Colonoscopy is often used as a screening tool in patients without symptoms or signs who are at high risk of colon cancer. No data indicate when to stop screening; opinions range from age 75 to 85 when no other life-limiting disease is present. Surveillance of patients previously found to have polyps or cancer should continue for the rest of their lives, but should be stopped when it appears unlikely that continued follow-up will prolong life expectancy. With colonoscopy, the physician can detect colon cancer early (even when it is in a premalignant stage) and remove polyps before invasive cancer develops. In the past several decades, the trend has been for cancer to develop in the more proximal colon; therefore, a flexible sigmoidoscopy may not be the best procedure when cancer is suspected.

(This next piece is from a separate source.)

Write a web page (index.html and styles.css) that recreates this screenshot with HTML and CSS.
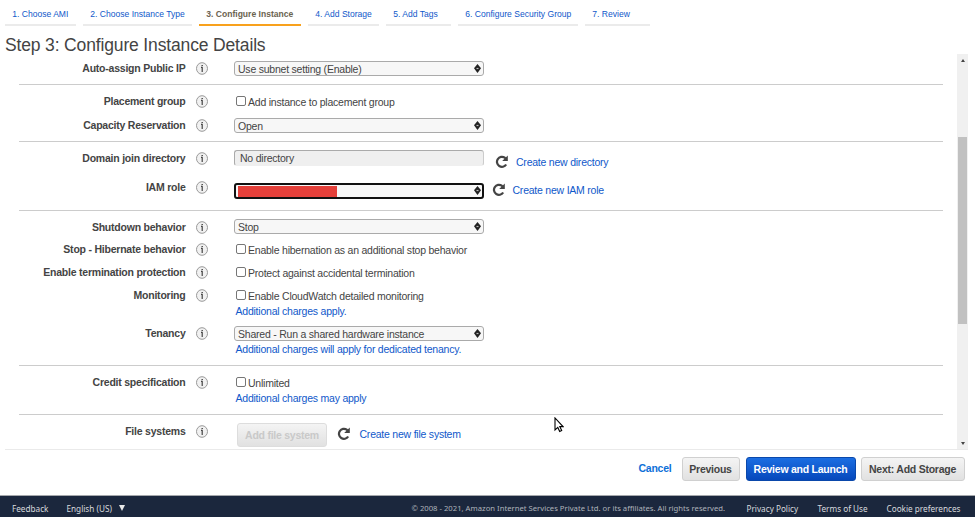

Colonoscopy may be difficult during acute, massive lower GI bleeding, but its use in such cases has been advocated by some investigators. Because 10% of patients admitted to an intensive care unit with suspected colonic bleeding have an upper GI source, esophagogastroduodenoscopy often should precede colonoscopy. This schema provides answers rapidly and efficiently, thereby decreasing the time needed for a diagnosis while providing an opportunity for endoscopic therapy.

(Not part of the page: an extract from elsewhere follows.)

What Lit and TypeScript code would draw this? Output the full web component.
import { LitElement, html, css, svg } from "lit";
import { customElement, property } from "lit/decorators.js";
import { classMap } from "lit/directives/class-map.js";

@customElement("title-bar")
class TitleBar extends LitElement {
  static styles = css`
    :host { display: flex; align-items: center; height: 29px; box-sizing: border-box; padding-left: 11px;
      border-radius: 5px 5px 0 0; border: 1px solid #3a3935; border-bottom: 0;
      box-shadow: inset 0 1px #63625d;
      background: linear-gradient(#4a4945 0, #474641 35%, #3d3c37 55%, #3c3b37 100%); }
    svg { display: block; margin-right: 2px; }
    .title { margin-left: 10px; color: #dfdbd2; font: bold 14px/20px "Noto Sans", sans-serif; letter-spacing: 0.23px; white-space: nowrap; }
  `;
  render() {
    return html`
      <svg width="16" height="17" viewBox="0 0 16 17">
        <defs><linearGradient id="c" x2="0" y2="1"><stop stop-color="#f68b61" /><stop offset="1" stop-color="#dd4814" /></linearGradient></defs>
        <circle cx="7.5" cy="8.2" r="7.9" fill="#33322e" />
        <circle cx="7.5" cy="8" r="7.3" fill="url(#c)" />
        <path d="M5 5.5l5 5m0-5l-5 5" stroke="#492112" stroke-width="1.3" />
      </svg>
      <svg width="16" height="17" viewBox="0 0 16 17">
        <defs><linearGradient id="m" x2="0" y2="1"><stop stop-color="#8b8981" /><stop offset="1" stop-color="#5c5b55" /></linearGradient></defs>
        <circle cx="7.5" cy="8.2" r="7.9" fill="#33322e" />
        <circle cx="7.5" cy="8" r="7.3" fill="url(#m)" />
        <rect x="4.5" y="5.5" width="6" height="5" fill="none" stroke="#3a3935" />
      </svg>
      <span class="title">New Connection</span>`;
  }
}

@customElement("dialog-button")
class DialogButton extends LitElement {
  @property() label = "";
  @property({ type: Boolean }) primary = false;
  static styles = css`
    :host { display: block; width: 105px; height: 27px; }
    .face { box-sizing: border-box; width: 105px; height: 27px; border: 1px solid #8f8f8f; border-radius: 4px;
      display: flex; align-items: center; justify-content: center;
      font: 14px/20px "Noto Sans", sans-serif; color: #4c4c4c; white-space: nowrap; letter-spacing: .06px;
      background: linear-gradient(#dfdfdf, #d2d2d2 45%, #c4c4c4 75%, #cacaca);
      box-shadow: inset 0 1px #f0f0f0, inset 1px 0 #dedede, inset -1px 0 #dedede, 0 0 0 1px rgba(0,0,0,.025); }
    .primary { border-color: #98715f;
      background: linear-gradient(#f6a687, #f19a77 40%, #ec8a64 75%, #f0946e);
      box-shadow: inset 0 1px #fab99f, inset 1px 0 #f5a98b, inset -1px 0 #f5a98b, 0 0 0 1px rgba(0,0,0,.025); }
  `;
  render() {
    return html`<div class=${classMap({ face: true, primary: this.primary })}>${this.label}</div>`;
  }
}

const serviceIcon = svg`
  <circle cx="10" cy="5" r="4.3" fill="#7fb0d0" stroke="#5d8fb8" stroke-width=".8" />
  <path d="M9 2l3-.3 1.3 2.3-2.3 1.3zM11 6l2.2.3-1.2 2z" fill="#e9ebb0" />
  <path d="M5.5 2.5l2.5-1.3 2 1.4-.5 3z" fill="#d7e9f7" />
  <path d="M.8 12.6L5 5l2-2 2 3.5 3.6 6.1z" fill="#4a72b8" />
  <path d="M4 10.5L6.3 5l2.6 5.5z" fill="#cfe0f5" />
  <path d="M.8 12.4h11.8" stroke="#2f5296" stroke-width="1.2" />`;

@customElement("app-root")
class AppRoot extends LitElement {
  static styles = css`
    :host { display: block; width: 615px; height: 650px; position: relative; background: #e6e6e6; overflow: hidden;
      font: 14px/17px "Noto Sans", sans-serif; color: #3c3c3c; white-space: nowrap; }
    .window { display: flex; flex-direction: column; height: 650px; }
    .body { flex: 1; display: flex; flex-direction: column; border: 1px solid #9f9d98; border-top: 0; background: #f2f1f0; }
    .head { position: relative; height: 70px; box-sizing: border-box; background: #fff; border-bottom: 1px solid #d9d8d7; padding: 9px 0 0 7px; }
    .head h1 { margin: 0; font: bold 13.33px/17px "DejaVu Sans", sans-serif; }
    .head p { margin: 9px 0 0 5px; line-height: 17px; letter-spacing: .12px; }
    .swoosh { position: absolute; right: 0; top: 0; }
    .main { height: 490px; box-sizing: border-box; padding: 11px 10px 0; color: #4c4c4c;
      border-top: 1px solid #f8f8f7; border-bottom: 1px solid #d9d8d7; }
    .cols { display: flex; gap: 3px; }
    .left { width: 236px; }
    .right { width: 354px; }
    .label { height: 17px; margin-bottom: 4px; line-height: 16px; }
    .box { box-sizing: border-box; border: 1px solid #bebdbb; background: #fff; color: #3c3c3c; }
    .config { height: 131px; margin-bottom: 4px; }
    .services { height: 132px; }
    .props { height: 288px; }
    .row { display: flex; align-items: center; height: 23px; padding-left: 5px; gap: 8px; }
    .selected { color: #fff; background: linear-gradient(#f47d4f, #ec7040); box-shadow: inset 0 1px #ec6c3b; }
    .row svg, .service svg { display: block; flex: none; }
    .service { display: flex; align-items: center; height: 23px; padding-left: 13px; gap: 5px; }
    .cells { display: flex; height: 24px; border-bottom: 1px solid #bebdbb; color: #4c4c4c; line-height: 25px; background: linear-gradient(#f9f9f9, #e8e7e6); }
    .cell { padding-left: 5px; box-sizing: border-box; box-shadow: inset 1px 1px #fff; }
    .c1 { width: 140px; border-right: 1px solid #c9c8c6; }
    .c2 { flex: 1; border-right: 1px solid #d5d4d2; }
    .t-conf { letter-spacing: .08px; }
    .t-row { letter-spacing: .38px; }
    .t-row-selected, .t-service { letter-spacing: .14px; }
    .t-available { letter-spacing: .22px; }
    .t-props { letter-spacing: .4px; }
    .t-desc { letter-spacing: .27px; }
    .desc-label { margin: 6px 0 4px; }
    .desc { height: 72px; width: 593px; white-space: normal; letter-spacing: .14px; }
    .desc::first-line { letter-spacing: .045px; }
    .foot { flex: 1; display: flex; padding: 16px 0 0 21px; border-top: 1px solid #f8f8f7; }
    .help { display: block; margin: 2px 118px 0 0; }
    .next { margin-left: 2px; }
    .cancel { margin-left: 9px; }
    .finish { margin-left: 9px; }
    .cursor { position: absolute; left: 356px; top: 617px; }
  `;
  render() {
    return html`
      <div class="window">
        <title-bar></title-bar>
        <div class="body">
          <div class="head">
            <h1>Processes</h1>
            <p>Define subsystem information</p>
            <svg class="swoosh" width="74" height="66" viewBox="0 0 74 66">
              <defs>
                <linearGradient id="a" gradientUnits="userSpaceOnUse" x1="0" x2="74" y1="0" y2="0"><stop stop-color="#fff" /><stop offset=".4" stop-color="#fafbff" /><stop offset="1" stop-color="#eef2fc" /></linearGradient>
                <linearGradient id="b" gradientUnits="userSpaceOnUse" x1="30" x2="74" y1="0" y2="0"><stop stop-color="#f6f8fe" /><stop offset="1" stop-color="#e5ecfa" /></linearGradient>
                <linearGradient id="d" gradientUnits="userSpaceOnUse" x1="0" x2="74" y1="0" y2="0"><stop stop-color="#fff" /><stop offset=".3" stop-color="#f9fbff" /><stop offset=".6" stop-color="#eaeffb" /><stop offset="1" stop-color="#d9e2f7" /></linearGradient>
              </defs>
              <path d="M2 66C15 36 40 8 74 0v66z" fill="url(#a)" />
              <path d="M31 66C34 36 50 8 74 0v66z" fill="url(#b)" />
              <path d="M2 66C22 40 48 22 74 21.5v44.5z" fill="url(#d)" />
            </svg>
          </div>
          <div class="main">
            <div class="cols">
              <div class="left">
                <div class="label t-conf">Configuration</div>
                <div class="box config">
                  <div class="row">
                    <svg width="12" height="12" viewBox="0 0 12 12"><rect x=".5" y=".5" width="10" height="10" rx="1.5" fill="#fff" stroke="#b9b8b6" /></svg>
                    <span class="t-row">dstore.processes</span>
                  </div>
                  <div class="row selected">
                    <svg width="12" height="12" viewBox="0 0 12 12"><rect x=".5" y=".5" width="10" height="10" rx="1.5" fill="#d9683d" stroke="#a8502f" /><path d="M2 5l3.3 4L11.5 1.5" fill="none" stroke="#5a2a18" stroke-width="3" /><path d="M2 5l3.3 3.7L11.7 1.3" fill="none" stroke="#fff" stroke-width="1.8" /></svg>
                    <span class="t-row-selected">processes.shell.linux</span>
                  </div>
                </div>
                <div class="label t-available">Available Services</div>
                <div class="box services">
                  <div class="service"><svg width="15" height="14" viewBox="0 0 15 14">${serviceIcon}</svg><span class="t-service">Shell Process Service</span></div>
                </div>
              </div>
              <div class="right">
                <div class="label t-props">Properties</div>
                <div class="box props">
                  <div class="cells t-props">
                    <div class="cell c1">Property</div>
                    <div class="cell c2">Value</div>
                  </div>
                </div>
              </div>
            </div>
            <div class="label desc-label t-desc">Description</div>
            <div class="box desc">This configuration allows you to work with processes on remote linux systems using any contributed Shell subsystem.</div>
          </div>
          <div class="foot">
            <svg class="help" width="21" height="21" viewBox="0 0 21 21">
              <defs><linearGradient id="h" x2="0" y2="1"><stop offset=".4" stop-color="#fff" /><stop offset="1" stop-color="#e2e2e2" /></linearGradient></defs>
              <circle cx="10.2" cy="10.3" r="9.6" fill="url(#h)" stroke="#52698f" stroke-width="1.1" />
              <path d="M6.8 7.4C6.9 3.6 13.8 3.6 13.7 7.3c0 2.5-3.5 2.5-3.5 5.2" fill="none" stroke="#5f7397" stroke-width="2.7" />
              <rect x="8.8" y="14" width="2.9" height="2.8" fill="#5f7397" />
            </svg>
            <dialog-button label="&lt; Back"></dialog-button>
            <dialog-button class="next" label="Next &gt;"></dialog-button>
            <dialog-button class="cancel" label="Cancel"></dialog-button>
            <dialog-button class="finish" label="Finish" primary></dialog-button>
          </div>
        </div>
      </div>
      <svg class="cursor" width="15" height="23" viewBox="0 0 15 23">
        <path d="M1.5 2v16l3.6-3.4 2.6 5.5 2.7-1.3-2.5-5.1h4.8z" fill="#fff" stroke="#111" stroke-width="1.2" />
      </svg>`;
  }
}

The source of unexplained GI bleeding or iron deficiency anemia is often determined by colonoscopy because the blood loss often originates in the colon, an area for which x-rays may be inaccurate. However, colonoscopy has a low diagnostic yield when used to identify the cause of chronic abdominal pain.

Therapeutic indications include removal of colonic polyps. Bleeding sites (eg, arteriovenous malformations) may be treated with electrocoagulation, and volvulus may be decompressed, as may the dilated colon in Ogilvie's syndrome (acute colonic pseudo-obstruction). Laser vaporization of obstructive rectosigmoid neoplasms may provide symptomatic relief. Strictures may be dilated with balloons or bougies. If the stricture is malignant and symptomatic but cancer spread precludes the likelihood of a surgical cure, a self-expanding metal stent can be positioned across the narrow segment via colonoscopy.

Contraindications

Absolute contraindications are fulminant colitis, acute diverticulitis, perforated viscus, and a recent myocardial infarction. Poor colon preparation is a relative contraindication.

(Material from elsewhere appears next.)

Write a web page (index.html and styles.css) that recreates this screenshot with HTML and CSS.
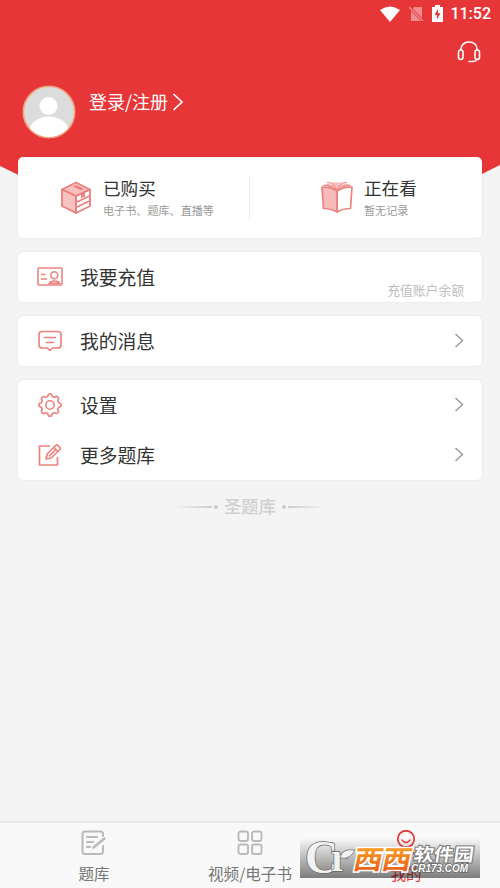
FILE: index.html
```html
<!DOCTYPE html>
<html lang="zh-CN">
<head>
<meta charset="utf-8">
<title>我的</title>
<link rel="stylesheet" href="styles.css">
</head>
<body>
<div class="app">
  <header class="hero">
    <div class="status">
      <svg width="20" height="16" viewBox="0 0 20 16"><path fill="#fff" d="M0 4Q10-3 20 4L10 16Z"/></svg>
      <svg width="15" height="16" viewBox="0 0 15 16"><path fill="#f18a8c" d="M5 1H13V15H2V5Z"/><path d="M0 1L14 15" stroke="#e73638" stroke-width="3"/><path d="M0 1L14 15" stroke="#f18a8c" stroke-width="1.3"/></svg>
      <svg width="11" height="17" viewBox="0 0 11 17"><path fill="#fff" d="M3 0H8V2H11V17H0V2H3Z"/><path fill="#e73638" d="M6 4L2.500 10H5V14.500L8.500 8.300H6Z"/></svg>
      <span class="clock">11:52</span>
    </div>
    <div class="service">
      <svg width="24" height="22" viewBox="0 0 24 22" fill="none" stroke="#fff" stroke-width="1.600"><path d="M4 9V8.500C4 4 7 1 12 1s8 3 8 7.500V9"/><rect x="1.500" y="9" width="4.500" height="9.500" rx="2.200"/><rect x="18" y="9" width="4.500" height="9.500" rx="2.200"/><path d="M20 18.500Q19 20.500 16 20.500H12" stroke-linecap="round"/></svg>
    </div>
    <div class="profile">
      <svg class="avatar" width="54" height="54" viewBox="0 0 54 54"><defs><clipPath id="face"><circle cx="27" cy="27" r="25"/></clipPath></defs><circle cx="27" cy="27" r="25.700" fill="#dcdcdc" stroke="#efa47d" stroke-width="1.600"/><g clip-path="url(#face)" fill="#fff"><circle cx="26.500" cy="21" r="9"/><ellipse cx="27" cy="47" rx="20" ry="15.500"/></g></svg>
      <span class="login">登录/注册</span>
      <svg width="12" height="20" viewBox="0 0 12 20" fill="none" stroke="#fff" stroke-width="1.700"><path d="M1.500 2L10 10L1.500 18"/></svg>
    </div>
  </header>

  <main class="content">
    <section class="card summary">
      <div class="entry bought">
        <svg width="32" height="34" viewBox="0 0 32 34" fill="none" stroke="#ec827f" stroke-width="1.900" stroke-linejoin="round"><path fill="#f7c2c0" d="M16 1.500L30 8.500L16 15L2 8.500Z"/><path fill="#f7c2c0" d="M2 8.500L16 15V32L2 25Z"/><path d="M16 15L30 8.500V25L16 32Z"/><path d="M17 21L29.500 15M17 26L29.500 20"/><path fill="#ec827f" stroke="none" d="M13 5.500L16 4L23 7.500V9L20 9ZM21 13L25 11V16.500L23 15.800L21 18Z"/></svg>
        <div><h2>已购买</h2><p>电子书、题库、直播等</p></div>
      </div>
      <div class="entry reading">
        <svg width="32" height="34" viewBox="0 0 32 34" fill="none" stroke="#ec827f" stroke-width="1.700" stroke-linejoin="round"><path fill="#f7bcb9" d="M1 6Q10 6 16 10V31Q10 27.500 2.500 27.500Z"/><path d="M31 6Q22 6 16 10V31Q22 27.500 29.500 27.500Z"/><path fill="#f7bcb9" stroke-width="1" d="M2.500 4.500Q11 1.500 16 10Q21 1.500 29.500 4.500Q21 5 16 10Q11 5 2.500 4.500ZM6 1.500Q13 1.500 16 10Q19 1.500 26 1.500"/></svg>
        <div><h2>正在看</h2><p>暂无记录</p></div>
      </div>
    </section>

    <section class="card">
      <div class="row">
        <svg class="icon" width="26" height="24" viewBox="0 0 26 24" fill="none" stroke="#ec827f" stroke-width="1.600"><rect x="1" y="3" width="24" height="17" rx="1"/><path d="M4 9.500H8.500M4 14H10"/><circle cx="17.300" cy="10.300" r="3.500"/><path d="M12 19.500Q12.500 16 17.300 16T23 19.500M12 18.300H23"/></svg>
        <span class="label">我要充值</span><span class="note">充值账户余额</span>
      </div>
    </section>

    <section class="card">
      <div class="row">
        <svg class="icon" width="26" height="24" viewBox="0 0 26 24" fill="none" stroke="#ec827f" stroke-width="1.700" stroke-linejoin="round" stroke-linecap="round"><path d="M5 2.500H21Q24 2.500 24 5.500V16Q24 19 21 19H15.500L13 21.500L10.500 19H5Q2 19 2 16V5.500Q2 2.500 5 2.500Z"/><path d="M7.500 8.500H18.500M9.500 13.500H16.500"/></svg>
        <span class="label">我的消息</span>
        <svg class="chevron" width="10" height="16" viewBox="0 0 10 16"><path d="M1.500 1L8.500 7.500L1.500 14"/></svg>
      </div>
    </section>

    <section class="card">
      <div class="row">
        <svg class="icon" width="26" height="24" viewBox="0 0 26 24" fill="none" stroke="#ec827f" stroke-width="1.600" stroke-linejoin="round"><path d="M10.800 3.400Q11 .8 13 .8T15.200 3.400L17.400 4.300Q19.300 2.600 20.800 4T20.700 7.600L21.600 9.800Q24.200 10 24.200 12T21.600 14.200L20.700 16.400Q22.400 18.300 20.900 19.800T17.400 19.700L15.200 20.600Q15 23.200 13 23.200T10.800 20.600L8.600 19.700Q6.700 21.400 5.200 19.900T5.300 16.400L4.400 14.200Q1.800 14 1.800 12T4.400 9.800L5.300 7.600Q3.600 5.700 5.100 4.200T8.600 4.300Z"/><circle cx="13" cy="12" r="4.200"/></svg>
        <span class="label">设置</span>
        <svg class="chevron" width="10" height="16" viewBox="0 0 10 16"><path d="M1.500 1L8.500 7.500L1.500 14"/></svg>
      </div>
      <div class="row">
        <svg class="icon" width="26" height="24" viewBox="0 0 26 24" fill="none" stroke="#ec827f" stroke-width="1.700" stroke-linejoin="round"><path d="M13 3H2.500V22H20.500V14"/><path d="M9 16L10.200 11L18.800 2.400Q19.800 1.500 20.800 2.400L22.900 4.500Q23.800 5.500 22.900 6.500L14.200 15Z"/><path d="M16.800 4.500L20.800 8.500M12 13.300L18.800 6.500"/></svg>
        <span class="label">更多题库</span>
        <svg class="chevron" width="10" height="16" viewBox="0 0 10 16"><path d="M1.500 1L8.500 7.500L1.500 14"/></svg>
      </div>
    </section>
    <div class="brand"><i class="line"></i><i class="dot"></i><span>圣题库</span><i class="dot"></i><i class="line right"></i></div>
  </main>

  <nav class="tabs">
    <div class="tab">
      <svg width="26" height="26" viewBox="0 0 26 26" fill="none" stroke="#bababa" stroke-width="2" stroke-linejoin="round" stroke-linecap="round"><path d="M22 6V4Q22 1.500 19.500 1.500H4Q1.500 1.500 1.500 4V21.500Q1.500 24 4 24H19.500Q22 24 22 21.500V16M6 7H16M6 12H12M6 17H9"/><path d="M12.500 17.500L23.500 8.500" stroke-width="2.500"/></svg>
      <span>题库</span>
    </div>
    <div class="tab">
      <svg width="26" height="26" viewBox="0 0 26 26" fill="none" stroke="#bababa" stroke-width="1.900"><rect x="1.500" y="1.500" width="9.500" height="9.500" rx="2"/><rect x="15" y="1.500" width="9.500" height="9.500" rx="2"/><rect x="1.500" y="14.500" width="9.500" height="9.500" rx="2"/><rect x="15" y="14.500" width="9.500" height="9.500" rx="2"/></svg>
      <span>视频/电子书</span>
    </div>
    <div class="tab active">
      <svg width="26" height="26" viewBox="0 0 26 26" fill="none" stroke="#e4393c" stroke-width="1.800" stroke-linecap="round"><circle cx="13" cy="9" r="8.200"/><path stroke-width="1.300" d="M9 10Q13 15 17 10"/><path d="M5 24Q6 19 10 18M21 24Q20 19 17 17"/></svg>
      <span>我的</span>
    </div>
  </nav>

  <svg class="watermark" width="180" height="40" viewBox="0 0 180 40">
    <defs>
      <linearGradient id="shade" x1="0" y1="0" x2="0" y2="1"><stop offset="0" stop-color="#000" stop-opacity="0"/><stop offset="1" stop-color="#000" stop-opacity=".5"/></linearGradient>
      <linearGradient id="amber" x1="0" y1="0" x2="0" y2="1"><stop offset="0" stop-color="#ffb52d"/><stop offset="1" stop-color="#e85312"/></linearGradient>
    </defs>
    <rect width="180" height="40" fill="url(#shade)"/>
    <g class="mark-cr"><text x="5" y="35" font-size="47" textLength="33" lengthAdjust="spacingAndGlyphs">C</text><text x="31" y="33" font-size="42" textLength="17" lengthAdjust="spacingAndGlyphs">r</text></g>
    <path d="M40 20Q42 10 55 12Q50 22 40 20Z" fill="#f2f2f2" stroke="#666" stroke-width=".7"/>
    <g class="mark-west">
      <text transform="translate(52 30.500) skewX(-12) scale(1.120 1)" x="0" y="0">西</text>
      <text transform="translate(80.500 30.500) skewX(-12) scale(1.120 1)" x="0" y="0">西</text>
    </g>
    <text class="mark-park" transform="translate(113 23) skewX(-8)" x="0" y="0" textLength="60" lengthAdjust="spacingAndGlyphs">软件园</text>
    <text class="mark-url" x="111" y="34" textLength="57" lengthAdjust="spacingAndGlyphs">CR173.COM</text>
  </svg>
</div>
</body>
</html>
```
FILE: styles.css
```css
* { box-sizing: border-box; }
body {
  margin: 0;
  font-family: "Noto Sans CJK SC", sans-serif;
  color: #333;
}
svg { display: block; flex: none; }
h2, p { margin: 0; font-weight: 400; }
.app {
  position: relative;
  display: flex;
  flex-direction: column;
  height: 888px;
  overflow: hidden;
  background: #f4f4f4;
}
.hero {
  height: 200px;
  flex: none;
  background: #e73638;
  clip-path: polygon(0 0, 100% 0, 100% 165px, 86% 200px, 14% 200px, 0 166px);
}
.status {
  display: flex;
  justify-content: flex-end;
  align-items: center;
  height: 27px;
  padding-right: 9px;
  color: #fff;
}
.status svg:nth-child(1) { margin-right: 2px; }
.status svg:nth-child(2) { margin-left: 7px; }
.status svg:nth-child(3) { margin-left: 8px; }
.clock {
  margin-left: 7px;
  font: 500 16px/28px Roboto, sans-serif;
}
.service {
  display: flex;
  justify-content: flex-end;
  padding: 14px 19px 0 0;
}
.profile {
  display: flex;
  align-items: flex-start;
  padding: 22px 0 0 22px;
  color: #fff;
}
.login {
  margin: 3px 4px 0 13px;
  font-size: 18px;
  line-height: 26px;
}
.profile svg:last-child { margin-top: 7px; }
.content {
  position: relative;
  flex: 1;
  display: flex;
  flex-direction: column;
  gap: 14px;
  margin-top: -43px;
  padding: 0 18px;
}
.card {
  background: #fff;
  border-radius: 5px;
  box-shadow: 0 0 2px rgba(0, 0, 0, .12);
}
.summary {
  display: flex;
  height: 81px;
}
.entry {
  display: flex;
  align-items: flex-start;
  width: 232px;
  padding-top: 19px;
}
.entry > svg { margin-top: 5px; }
.bought {
  padding-left: 42px;
  background: linear-gradient(#eee, #eee) right 19px / 1px 44px no-repeat;
}
.reading { padding-left: 71px; }
.entry div { margin-left: 11px; }
.entry h2 {
  font-size: 17.600px;
  line-height: 24px;
}
.entry p {
  margin-top: 2px;
  font-size: 11.100px;
  line-height: 16px;
  color: #999;
}
.row {
  display: flex;
  align-items: center;
  height: 50px;
  padding: 0 18px 0 19px;
}
.label {
  margin: -1px 0 0 17px;
  font-size: 18.800px;
  line-height: 28px;
}
.note {
  align-self: flex-end;
  margin: 0 0 2px auto;
  font-size: 12.800px;
  line-height: 20px;
  color: #bdbdbd;
}
.chevron {
  margin-left: auto;
  fill: none;
  stroke: #999;
  stroke-width: 1.400;
}
.brand {
  display: flex;
  justify-content: center;
  align-items: center;
  height: 26px;
  font-size: 17.300px;
  font-weight: 500;
  color: #d0d0d0;
}
.brand span { margin: -3px 4px 0; }
.line {
  width: 38px;
  height: 2px;
  background: linear-gradient(90deg, transparent, #ccc);
}
.line.right { transform: scaleX(-1); }
.dot {
  width: 4px;
  height: 4px;
  margin: 0 2px;
  border-radius: 50%;
  background: #ccc;
}
.tabs {
  display: flex;
  height: 67px;
  padding: 0 16px;
  border-top: 2px solid #ebebeb;
  background: #f9f9f9;
}
.tab {
  flex: 1;
  display: flex;
  flex-direction: column;
  align-items: center;
  padding-top: 7px;
  font-size: 15.600px;
  line-height: 22px;
  color: #777;
  white-space: nowrap;
}
.tab span { margin-top: 6px; }
.tab.active { color: #e4393c; }
.watermark {
  position: absolute;
  left: 300px;
  top: 838px;
  overflow: visible;
}
.mark-cr {
  font-family: "Liberation Serif", serif;
  font-weight: 700;
  fill: #f2f2f2;
  stroke: #666;
  stroke-width: 1.500px;
  paint-order: stroke;
}
.mark-west {
  font-size: 26px;
  font-weight: 700;
  fill: url(#amber);
  stroke: #fff;
  stroke-width: 3px;
  paint-order: stroke;
}
.mark-park {
  font-size: 18px;
  font-weight: 700;
  fill: #fff;
  stroke: #777;
  stroke-width: 2px;
  paint-order: stroke;
}
.mark-url {
  font: italic 700 11px "Liberation Sans", sans-serif;
  fill: #fff;
  stroke: #666;
  stroke-width: 1.500px;
  paint-order: stroke;
}
```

Procedure and Complications

The colon must be clean. One or two days of a liquid diet and a cathartic usually suffice. Two oral doses of sodium phosphate or a 4-L electrolyte solution containing polyethylene glycol should be administered. Electrolyte and fluid shifts must be avoided in the elderly patient with cardiovascular and renal instability; the electrolyte solution is safely tolerated. An IV opioid and/or a benzodiazepine generally is given for sedation. General anesthesia is usually unnecessary and undesirable.

During routine colonoscopy, the risk of perforation is about 0.1%, and the risk of bleeding is nil. After polypectomy, perforation occurs in 0.3% of patients and bleeding in 1.5%. Complications from sedative use include arrhythmias, aspiration, and, rarely, cardiac arrest.